Dutch far-right party in turmoil after leader Thierry Baudet quits
Party’s charismatic founder stands down in anti-Semitism row months before election
Forum for Democracy founder Thierry Baudet resigned as party chairman on Monday. Photograph: Robin Utrecht/EPA
A major clear-out is under way in the Dutch ultra-nationalist party, Forum for Democracy, just 48 hours after its charismatic young founder – widely seen as a potential challenger to Geert Wilders as the voice of the right – resigned in a row over anti-Semitism, racism and homophobia.
Founded in 2016 by 37-year-old Thierry Baudet, the party has been beset from the start by constant infighting, and had, ironically, been planning a revitalised challenge to the Rutte governing coalition in the March general election based on popular scepticism about its handling of Covid-19.
What happened instead was total implosion last weekend – reminiscent of Labour’s row with Jeremy Corbyn in Britain – when members of the youth branch were suspended for unacceptable anti-Semitic messaging, and Mr Baudet, criticised for doing too little too late, was forced to stand down.
Mr Baudet resigned as party chairman on Monday, but the bloodletting continued. On Tuesday, he also stood aside as director of election strategy. And on Wednesday, his closest adviser, Freek Jansen, head of the discredited youth wing, was summarily removed from the party’s election list.
Mr Baudet remains one of Forum’s two MPs and will campaign for re-election. However, the second MP, Theo Hiddema – a lawyer elected in 2017 – added to its woes by announcing his immediate departure, saying his political effectiveness was being compromised by issues of “good taste”.
That stinging comment was seen as a reference to the long-running row over posts by some members of the youth wing on the party’s internal messaging boards – which caused outrage when they emerged in public.
Without rehearsing the offensive comments in detail, some linked Jews and paedophilia, others suggested that Jews forced women “into pornography”, while one observed that “national socialism had the best economic formula ever”.
‘Trial by media’
Rather than denounce the posts, Mr Baudet complained of “trial by media”, announcing an internal investigation while sceptics demanded “a total clear-out of the youth organisation” as far in advance of the election as possible.
It may be too late four months from polling day, however. Deputy chairman Lennart van der Linden will replace Mr Baudet for the transition. Joost Eerdemans, formerly a Rotterdam city executive and MP with the late Pim Fortuyn’s party, is tipped as a possible leader.
Mr Eerdemans will certainly have an unenviable task to live up to Mr Baudet’s formidable self-promotion.
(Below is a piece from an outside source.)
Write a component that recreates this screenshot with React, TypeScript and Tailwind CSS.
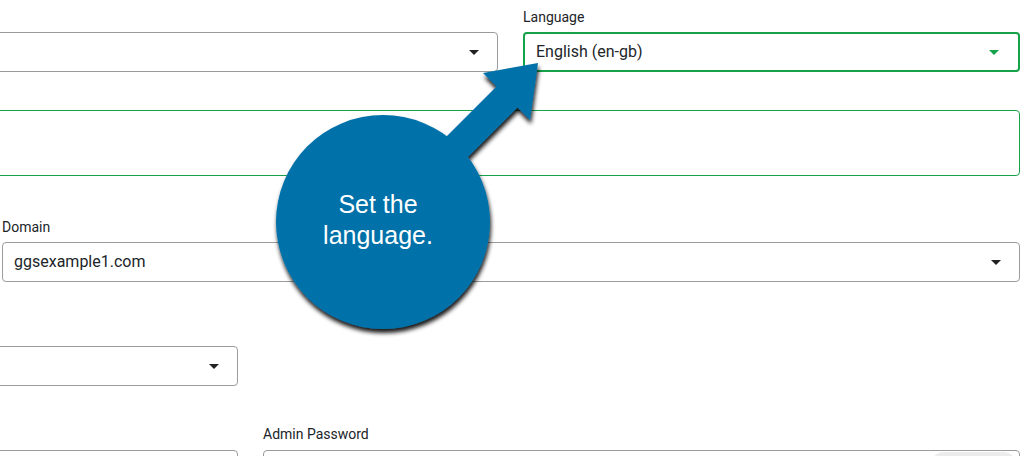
import React from "react";

const Caret = ({ green }: { green?: boolean }) => (
  <span
    className={`block w-0 h-0 border-l-[5px] border-r-[5px] border-t-[5px] border-l-transparent border-r-transparent ${
      green ? "border-t-[#15a34a]" : "border-t-[#222222]"
    }`}
  />
);

const Select = ({
  value,
  green,
  className = "",
}: {
  value?: string;
  green?: boolean;
  className?: string;
}) => (
  <div
    className={`flex items-center justify-between h-[40px] rounded-[4px] bg-white ${
      green ? "border-2 border-[#15a34a] pl-[11px] pr-[19px]" : "border border-[#9b9b9b] pl-[11px] pr-[18px]"
    } ${className}`}
  >
    <span className="text-[16px] text-[#212529] leading-none">{value}</span>
    <Caret green={green} />
  </div>
);

const Label = ({ text }: { text?: string }) => (
  <div className="h-5 mb-[5px] text-[14px] leading-5 text-[#212529]">{text}</div>
);

export default function App() {
  return (
    <div className="relative w-[1024px] h-[456px] overflow-hidden bg-white font-['Roboto',sans-serif]">
      <div className="ml-[-40px] w-[1060px] pt-[7px]">
        {/* Row 1 */}
        <div className="flex gap-[25px]">
          <div className="flex-1">
            <Label />
            <Select />
          </div>
          <div className="w-[497px]">
            <Label text="Language" />
            <Select value="English (en-gb)" green />
          </div>
        </div>

        {/* Textarea */}
        <div className="mt-[38px] h-[66px] rounded-[4px] border border-[#15a34a]" />

        {/* Domain */}
        <div className="mt-[41px] pl-[42px]">
          <Label text="Domain" />
          <Select value="ggsexample1.com" />
        </div>

        {/* Row 4 */}
        <div className="mt-[39px]">
          <Label />
          <Select className="w-[278px]" />
        </div>

        {/* Row 5 */}
        <div className="mt-[38px] flex gap-[25px]">
          <div className="w-[278px]">
            <div className="h-5 mb-[6px]" />
            <div className="h-[40px] rounded-[4px] border border-[#9b9b9b]" />
          </div>
          <div className="flex-1">
            <div className="h-5 mb-[6px] text-[14px] leading-5 text-[#212529]">Admin Password</div>
            <div className="relative h-[40px] rounded-[4px] border border-[#9b9b9b]">
              <div className="absolute top-[1px] right-[2px] h-[36px] w-[87px] rounded-[14px] bg-[#ececec]" />
            </div>
          </div>
        </div>
      </div>

      {/* Callout overlay */}
      <svg
        className="absolute left-0 top-0 pointer-events-none"
        width="1024"
        height="456"
        viewBox="0 0 1024 456"
      >
        <defs>
          <filter id="sh" x="-20%" y="-20%" width="140%" height="140%">
            <feDropShadow dx="1" dy="4" stdDeviation="2.2" floodColor="#000" floodOpacity="0.9" />
          </filter>
        </defs>
        <g filter="url(#sh)" fill="#0171a9">
          <circle cx="383" cy="222" r="107" />
          <polygon points="372,211 496.5,86.5 483,73 538,63 530,120 517.5,107.5 393,232" />
        </g>
      </svg>
      <div className="absolute left-[283px] top-[189px] w-[190px] text-center text-white text-[25px] leading-[31px] font-['Liberation_Sans',Arial,sans-serif]">
        Set the
        <br />
        language.
      </div>
    </div>
  );
}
A PhD in history from Leiden University, Mr Baudet once seriously described himself as “the most important intellectual in the Netherlands”, espousing a Trump-style “Dutch First” policy opposed to immigration, the EU and the euro.
His opponents will benefit most from his departure. Mr Wilders will see less chance of the right-wing vote being seriously split. Prime minister Mark Rutte will regard a lone credible right-wing threat from Mr Wilders as business as usual.